Fraud

Predatory Loan Apps: The "Montadeudas" Crisis Sweeping Latin America

February 5, 2026 7 min read
Predatory Loan Apps: The "Montadeudas" Crisis Sweeping Latin America

Mexico alone blocks over 1,000 daily attempts from predatory lending applications—a figure four times higher than Brazil and twelve times greater than Colombia. Known locally as "montadeudas" (debt stackers), these fraudulent platforms have become one of the most pervasive digital threats facing consumers across Latin America.

How the "Montadeudas" Scheme Works

The fraud follows a carefully orchestrated two-phase model designed to exploit financial desperation:

Phase 1: The Trap

Victims encounter what appears to be a legitimate lending app—often with convincing branding, user reviews, and professional-looking interfaces. These apps are primarily distributed through official app stores (both Android and iOS), making them appear trustworthy. Upon installation, the app requests extensive permissions that go far beyond what a lending platform would need:

  • Full access to contacts
  • Photo and media library access
  • SMS reading capabilities
  • Camera access
  • Location tracking

Users, desperate for quick credit, grant these permissions without understanding their implications. A small loan—typically between $50 and $300 USD equivalent—is disbursed almost instantly, creating a false sense of legitimacy.

Phase 2: The Extortion

Within days, the true nature of the scheme emerges. Interest rates ranging from 200% to 3,000% annualized are applied. When victims inevitably struggle to pay, the harassment begins:

  • Mass contact notification: The fraudsters use the stolen contact list to send threatening messages to the victim's family, friends, and colleagues, claiming the victim owes money and branding them as a thief.
  • Photo manipulation: Attackers download the victim's personal photos and create manipulated images—sometimes of a sexual nature—which they threaten to distribute.
  • Device lockout: Secondary malware is deployed that can partially or fully lock the victim's device until additional payments are made.
  • Escalation to physical threats: When digital coercion fails, criminal networks—often with local collaborators—may escalate to in-person intimidation, visiting the victim's home or workplace.

A Transnational Criminal Enterprise

Investigations by cybersecurity researchers and law enforcement agencies across the region have revealed that the majority of these operations originate in Asia—primarily Thailand and China—but are carefully localized for Latin American markets. Criminal organizations recruit local partners for collections, translations, and in some cases, physical intimidation.

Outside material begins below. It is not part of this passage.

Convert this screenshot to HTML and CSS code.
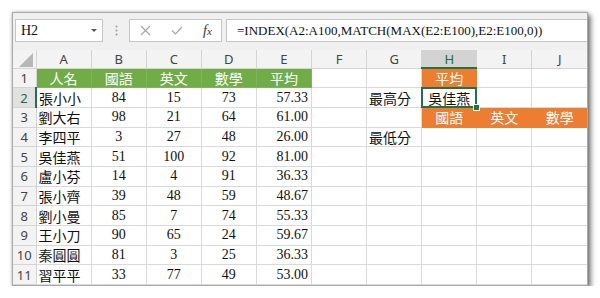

In Mexico City alone, authorities have disrupted multiple montadeudas operations, discovering that several were coordinated from overseas. The transnational nature of these crimes creates significant jurisdictional challenges for prosecution.

The Human Cost

The social impact extends far beyond financial loss. Victims have reported severe psychological distress, social isolation, job loss, and family breakdown. In several documented cases across the region, the relentless harassment has tragically led to suicide.

Particularly vulnerable populations include:

  • The unbanked and underbanked: Individuals excluded from the formal financial system who see these apps as their only option for emergency credit.
  • Small business owners: Entrepreneurs facing cash flow gaps who turn to quick lending solutions.
  • Young adults: Users with limited financial literacy and high smartphone dependency.

What the Industry Must Do

Combating the montadeudas crisis requires a coordinated, multi-stakeholder approach:

  1. App store gatekeeping: Stricter vetting processes for financial apps, including verification of lending licenses and regulatory compliance before approval.
  2. Device-level protection: Mobile security solutions that detect and block apps requesting excessive permissions or exhibiting predatory behavior patterns.
  3. Identity verification for lenders: Requiring robust KYC (Know Your Customer) processes for any entity offering consumer lending through digital channels.
  4. Consumer education: Financial literacy campaigns focused on recognizing predatory lending practices and understanding app permission risks.
  5. Regulatory frameworks: Updated legislation that specifically addresses digital lending fraud, with mechanisms for rapid app removal and cross-border enforcement cooperation.

Conclusion

The montadeudas phenomenon is not just a cybercrime issue—it is a public health and financial inclusion crisis. As Latin America continues to digitize its financial services, the industry must prioritize protecting the most vulnerable users from these predatory schemes. Robust identity verification, device intelligence, and behavioral analytics are not optional—they are essential components of a responsible digital lending ecosystem.